If there is a philosophical point to make out of this at all, it is probably that the exchange illustrates a point I made (or implied) in C93, that there is a gulf between the weltanschauung of the likes of Albert and me, and we’re both probably equally pleased that this is the case. The best evidence of that is the way that he refers to the enemy in wars as "us" or "ourselves", when of course they are "them" or "the other", just like the fox in the trap or the turkey on the table!
We may not necessarily be the "planet’s finest", but we are indisputably the planet’s most successful. Enjoy !
Roger Farnworth (C94/25) "Is/ Ought" : a view of where our moral imperatives originate is provided by Maslow in his theory of the "Hierarchy of Needs". Crudely summarised, if we are lacking food or shelter, we get these things where we can at the expense even of our own tribesmen. If we have these, then we progress through the next tiers of need, ie, a partner to reproduce with, onto general socialising and community building, all the way through to self-fulfilment as a philanthropist, religious leader or politician. But it is a two way track; if, from the lofty heights of our self-fulfilled existence, we perceive ourselves to be lacking any of the more fundamental requirements, all bets are off; it’s back to the law of the jungle. (Often in such cases, for "need", substitute "greed"). Evidence? Sit in the public gallery of any court room, read any newspaper. Simplistic, but difficult to dispute. Therefore, contrary to what Michael Nisbet suggests (C94/9), morality is indeed a largely subjective, but certainly culturally determined matter, based usually on the lowest common denominator of what the most powerful can convince the masses that they should be permitted to get away with. Sad, innit?
Albert Dean (C94/27) "The Thinking Process" : a process as described, conducted alone and without challenge from external, uncomfortable viewpoints, is a little like sex for one; contrasted with the real thing it’s a tad unexciting.
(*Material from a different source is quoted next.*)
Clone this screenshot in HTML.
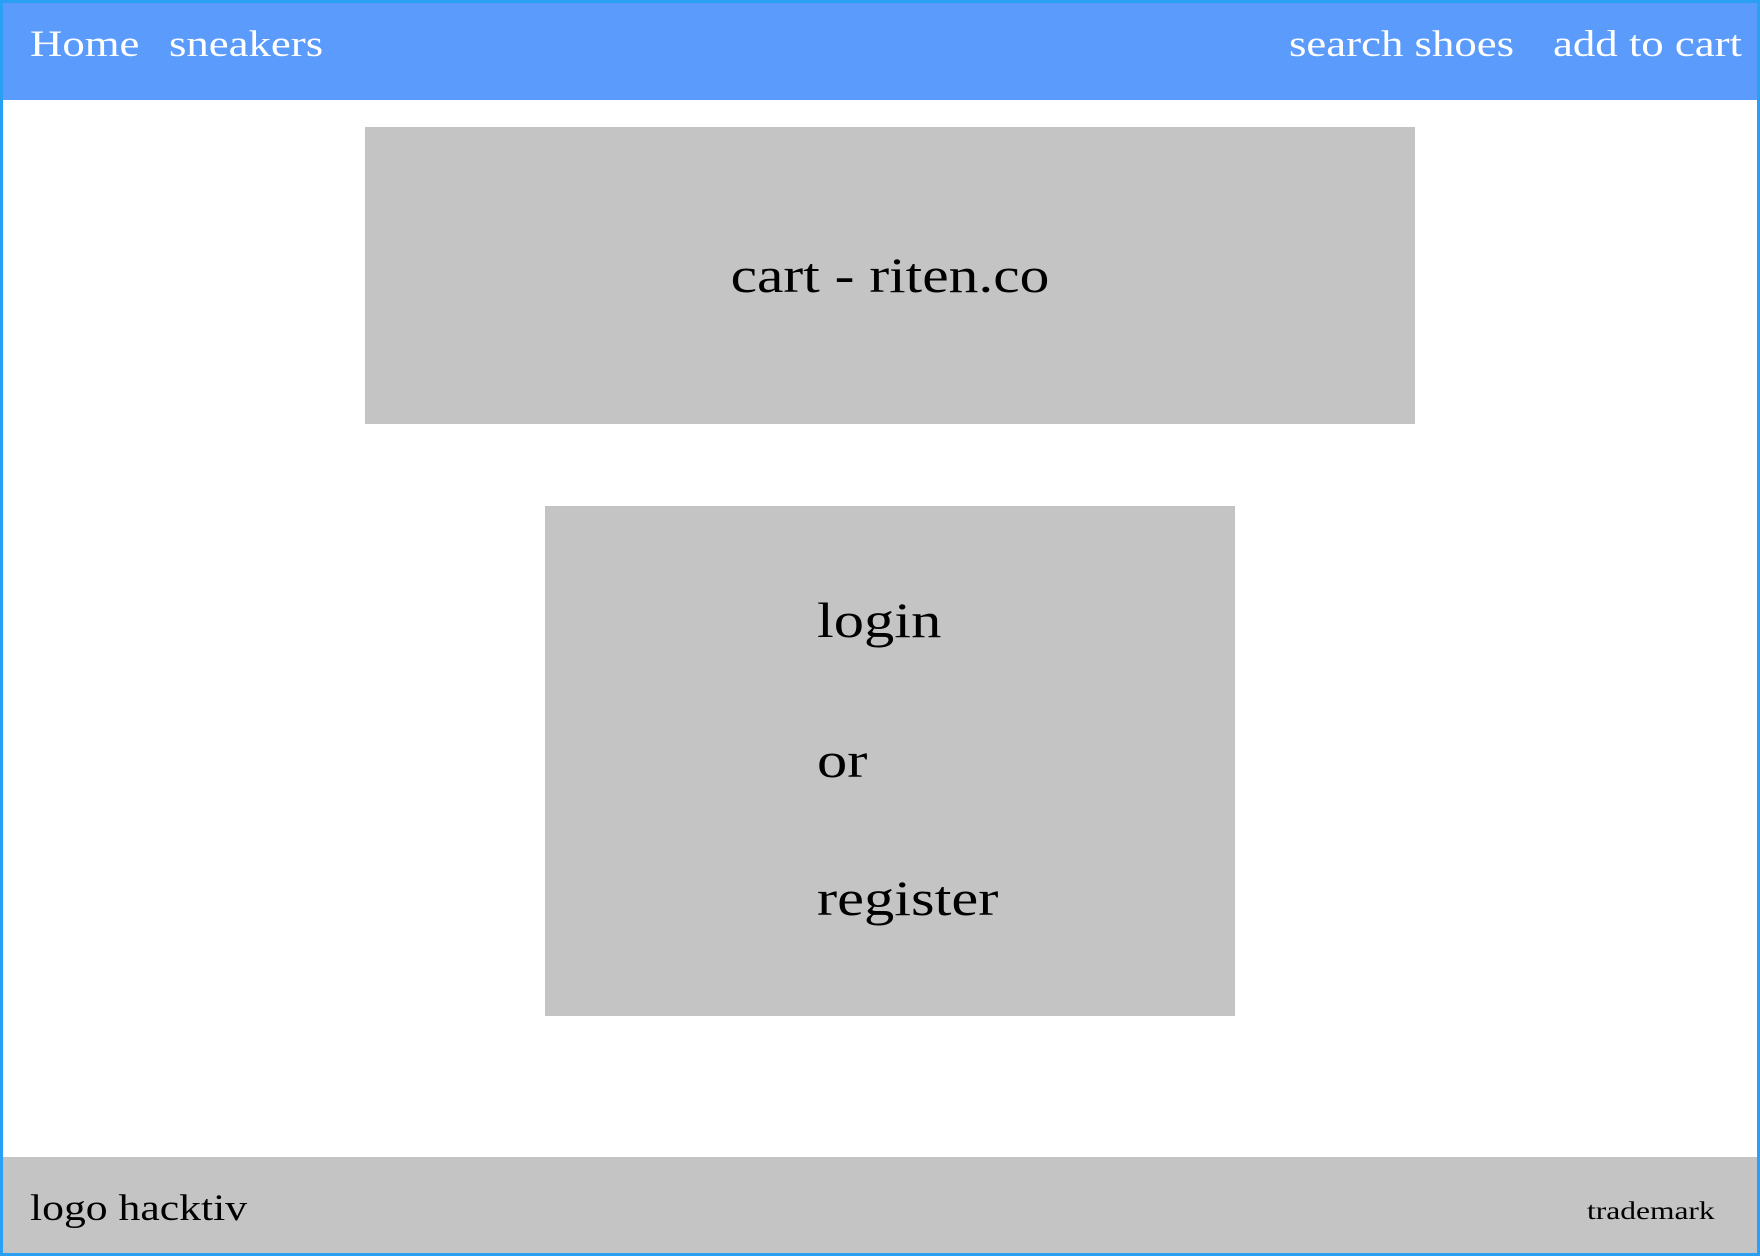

Rick Street (C94/36) (in response to Martin Lake) : surely the idea of a social framework that allows us to live according to our true natures without harming others is something of a contradiction in terms, given the track record of our species; if there are no controls we eat each other. To live successfully together there has to be some kind of "win-win" situation, a social contract, and it is always a compromise over our instincts. I therefore have to support Martin’s view in this.